Principal Digital ASIC Design Engineer

K2 Space

6h•$190,000 - $285,000

About The Position

K2 is building the largest and highest-power satellites ever flown, unlocking performance levels previously out of reach across every orbit. Backed by $450M from leading investors including Altimeter Capital, Redpoint Ventures, T. Rowe Price, Lightspeed Venture Partners, Alpine Space Ventures, and others – with an additional $500M in signed contracts across commercial and US government customers – we’re mass-producing the highest-power satellite platforms ever built for missions from LEO to deep space.
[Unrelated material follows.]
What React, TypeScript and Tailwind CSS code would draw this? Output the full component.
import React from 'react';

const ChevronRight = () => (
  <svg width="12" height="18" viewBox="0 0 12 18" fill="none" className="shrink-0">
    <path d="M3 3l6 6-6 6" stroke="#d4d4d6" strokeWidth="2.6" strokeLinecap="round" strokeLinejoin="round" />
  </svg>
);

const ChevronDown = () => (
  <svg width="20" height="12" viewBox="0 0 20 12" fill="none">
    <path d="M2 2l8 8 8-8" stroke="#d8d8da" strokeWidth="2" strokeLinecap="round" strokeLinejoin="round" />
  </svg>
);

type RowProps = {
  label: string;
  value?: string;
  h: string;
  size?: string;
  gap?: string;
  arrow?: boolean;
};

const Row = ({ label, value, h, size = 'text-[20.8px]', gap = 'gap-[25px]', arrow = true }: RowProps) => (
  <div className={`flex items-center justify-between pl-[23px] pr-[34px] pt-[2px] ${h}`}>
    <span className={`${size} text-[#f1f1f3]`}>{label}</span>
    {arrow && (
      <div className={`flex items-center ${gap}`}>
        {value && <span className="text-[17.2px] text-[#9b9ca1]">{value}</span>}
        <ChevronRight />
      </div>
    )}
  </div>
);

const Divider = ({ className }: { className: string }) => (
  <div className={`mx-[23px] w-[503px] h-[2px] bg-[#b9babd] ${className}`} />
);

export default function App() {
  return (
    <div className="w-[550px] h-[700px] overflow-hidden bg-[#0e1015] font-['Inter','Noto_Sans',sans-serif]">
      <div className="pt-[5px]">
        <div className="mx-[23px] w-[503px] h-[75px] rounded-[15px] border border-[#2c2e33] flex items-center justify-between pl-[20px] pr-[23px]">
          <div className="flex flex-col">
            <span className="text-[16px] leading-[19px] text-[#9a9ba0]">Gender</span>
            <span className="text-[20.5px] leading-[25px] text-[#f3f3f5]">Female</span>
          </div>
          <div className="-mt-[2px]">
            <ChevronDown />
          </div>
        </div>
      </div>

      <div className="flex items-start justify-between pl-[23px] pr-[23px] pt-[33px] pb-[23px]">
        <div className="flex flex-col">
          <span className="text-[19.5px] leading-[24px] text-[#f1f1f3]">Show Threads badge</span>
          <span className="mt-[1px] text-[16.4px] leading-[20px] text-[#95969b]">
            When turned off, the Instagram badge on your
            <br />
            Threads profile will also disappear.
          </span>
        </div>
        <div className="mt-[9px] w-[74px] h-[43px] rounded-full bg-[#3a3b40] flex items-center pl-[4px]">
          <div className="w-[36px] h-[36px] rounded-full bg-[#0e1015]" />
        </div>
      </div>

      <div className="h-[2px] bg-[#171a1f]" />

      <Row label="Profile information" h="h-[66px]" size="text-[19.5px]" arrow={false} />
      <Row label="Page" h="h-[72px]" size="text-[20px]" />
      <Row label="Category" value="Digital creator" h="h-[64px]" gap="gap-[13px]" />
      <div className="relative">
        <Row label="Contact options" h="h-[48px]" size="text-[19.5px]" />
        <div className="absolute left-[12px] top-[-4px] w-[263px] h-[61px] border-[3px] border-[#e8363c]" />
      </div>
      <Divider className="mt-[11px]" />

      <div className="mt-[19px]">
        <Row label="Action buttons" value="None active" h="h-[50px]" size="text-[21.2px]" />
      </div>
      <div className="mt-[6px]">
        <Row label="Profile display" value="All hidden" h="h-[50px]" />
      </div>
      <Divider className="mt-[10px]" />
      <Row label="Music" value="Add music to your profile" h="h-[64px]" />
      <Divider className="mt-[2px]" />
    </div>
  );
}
The rise of heavy-lift launch vehicles is shifting the industry from an era of mass constraint to one of mass abundance, and we believe this new era demands a fundamentally different class of spacecraft. Engineered to survive the harshest radiation environments and to fully capitalize on today’s and tomorrow’s massive rockets, K2 satellites deliver unmatched capability at constellation scale and across multiple orbits. With multiple launches planned through 2026 and 2027, we're Building Bigger to develop the solar system and become a Kardashev Type II (K2) civilization. If you are a motivated individual who thrives in a fast-paced environment and you're excited about contributing to the success of a groundbreaking Series C space startup, we’d love for you to apply. The Role We are seeking a highly skilled Principal Digital ASIC Design Engineer to lead the design and implementation of digital subsystems for advanced wireless SoCs. You will be part of a collaborative design team developing state-of-the-art mixed-signal SoCs to be hosted on some of the largest, most powerful, rapidly designed and rapidly manufactured satellites ever deployed in space. In your first 6 months, you will architect, develop, and implement new SoC sub-systems for satellite communications and beyond. In your first two years, you will have flown your sub-system in space and developed cutting-edge mixed-signal SoCs.

Requirements

B.S. or M.S. in Electrical Engineering, Computer Engineering, or related field.
10+ years of relevant industry experience in digital ASIC design, with significant ownership of complex subsystems.
Proficiency in RTL design (SystemVerilog or Verilog), synthesis, and linting tools.
Experience in micro-architecture definition from architecture guideline and model analysis.
Experience in closing full-chip and subsystem timing working with synthesis and static analysis teams.
Experience with DFT tools for scan and BIST insertion.
Solid understanding of SoC design flows including clock/power domain crossing, timing constraints, and formal verification.
Experience developing and integrating DSP blocks for wireless communication (e.g. OFDM, MIMO, channel estimation, DFE, etc.).
Strong experience with EDA tools for design, synthesis, static timing analysis, and power analysis (e.g. Synopsys, Cadence, Siemens tools).
Strong debugging, problem-solving, and communication skills.

Nice To Haves

Prior experience in wireless SoC development (e.g. cellular, Wi-Fi, satellite, or mmWave systems) and successful tapeouts in advanced design nodes.
Design experience in datapath, flow control, arbitration, FIFO, DMA, IOMMU, SoC bus architecture, ARM’s AXI/AHB bus architecture & protocols, serial interfaces such as SPI, I3C, UART.
Familiarity with DSP algorithm modeling (MATLAB, Python, or C++) and converting models into RTL.
Experience working with FEC, baseband PHYs, or digital beamforming architectures.
Knowledge of digital calibration and control of RF/mixed-signal front ends.
Exposure to hardware-software co-design and embedded process integration.
Experience working in cross-functional, geographically distributed teams.

Responsibilities

Own the architecture, microarchitecture, RTL implementation, and integration of key digital blocks in wireless SoCs.
Collaborate with system architects to translate high-level DSP algorithms into efficient hardware implementations.
Drive end-to-end development of DSP systems (e.g., filters, beamformers, FFT/IFFT engines).
Convert chip specifications into RTL using internal IPs and external IPs.
Design and develop RTL for interfaces, power management, clocking, reset, test & debug.
Partner with analog/mixed-signal teams to define digital-analog interfaces, calibration engines, and control logic.
Optimize designs for power, performance, and area (PPA) and support timing closure through synthesis and backend collaboration.
Lead or contribute to verification planning and validation of complex digital subsystems.
Participate in chip bring-up and lab validation of complex digital subsystems.
Support your product through production and spaceflight.
Act as a technical leader and subject-matter expert, helping to teach, grow, and mentor others in the team.